Fiss calculates that "every dollar [spent] on trout production generates $73 of economic output."

On the Little River Outfitters online forum, Congleton noted that all fly fishermen, even those who don't fish tailwaters, should be concerned about the issue and the possible effects of a decrease in the stocking program: "Take the thousands of folks who fish the tailwaters and the stocked streams throughout the state… and put them in the [Great Smoky Mountains National] Park with you on those small streams and see how well the Park can sustain that pressure."

Meanwhile Reinhardt not only fears the economic impact of a decline in fishing below Norris Dam, he would also mourn the possible loss of community events that TU has coordinated with TVA and TWRA, such as the annual cleanup of the Clinch tailwaters as well as the Kids Fish Free event.

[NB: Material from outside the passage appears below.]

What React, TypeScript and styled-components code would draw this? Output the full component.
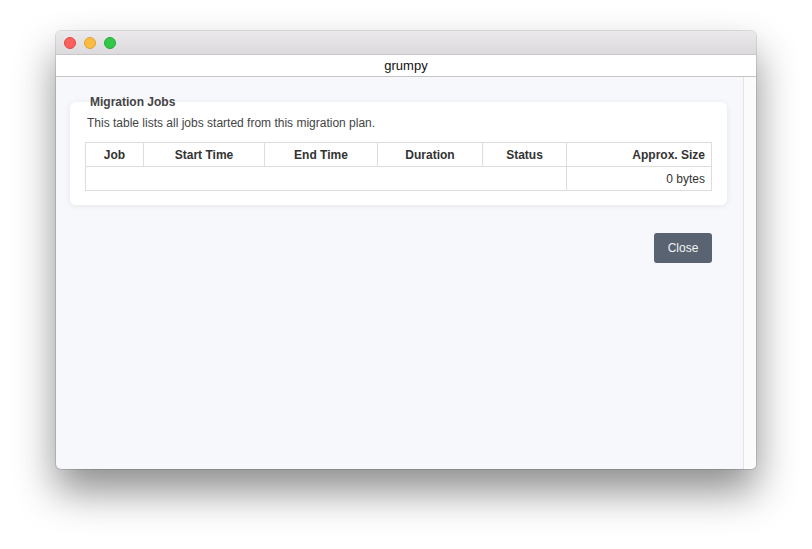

"In a world of 3-minute music videos, and Xbox games of explosions and mayhem, it is amazing to see a child slow down and actually enjoy the sport of fishing and all it brings," Reinhardt says. "We literally can see the transformation as the families launch from the boat area or wade in the water with our TU members as they fish and drop behind the frantic pace of deadlines and commitments."

State record-holder Greg Ensor didn't know about the funding issue until recently. When he found out that trout stocking below Norris and 11 other dams might be reduced, he called it "a colossal mistake." Sounds like a guy who wouldn't mind if his record were broken.